Thursday, 8 August 2013

Facial Recognition Advertising - a privacy step too far?

A couple of columns ago I wrote about temperature controlled ad boards that displayed advertisements depending on what the ambient temperature is. That is a clever use of technology but what happens when the lines between technology, advertising and privacy are blurred?

Most people are now all too familiar with online behavioural advertising where you visit a site and miraculously ads from that site seem to follow you around the web. It is of course impossible to drop a little piece of computer code onto a human being to get the same effect. However now thanks to Sir Alan and one of his subsidiary companies, Amscreen, we are getting close to that.

Amscreen has 5,000 digital advertising boards across Europe and they are now fitting facial recognition cameras to billboards. This will show whether the people looking at the billboard are male or female and potentially even approximate age allowing the boards to deliver more targeted advertising.

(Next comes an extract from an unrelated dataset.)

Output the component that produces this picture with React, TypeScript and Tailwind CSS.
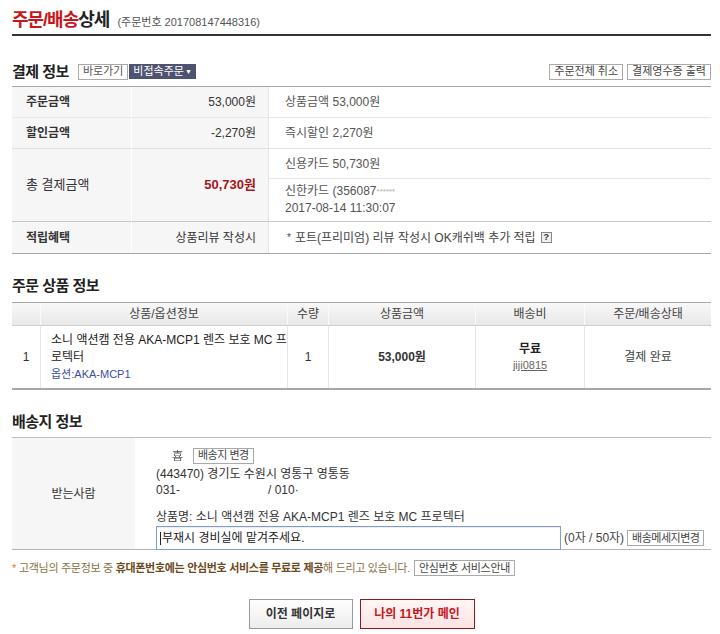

It does not stop there. Students at the European Institute of Technology are currently exploring the ability to link Facebook accounts to the computer chips in store loyalty cards. These would then link to in-store ad boards that would flash up ads based on a person’s Facebook likes.

At this point you then get into the big question of privacy. In America the upscale retailer Nordstrom ran a trial of a system that tracked individuals’ movements through their smart phones’ in-store Wi-Fi connections. Sensors within the store collected information from customer smartphones as they attempt to connect to Wi-Fi service. The sensors monitored which departments were visited and how much time was spent in them. When this was released in the media the consumer backlash about privacy quickly ended the trial.

The reality is as technology gets smarter, so will advertising and its ability to engage but potentially also annoy and invade. A marketer’s dream, but how much consumers will be prepared to put up with remains to be seen.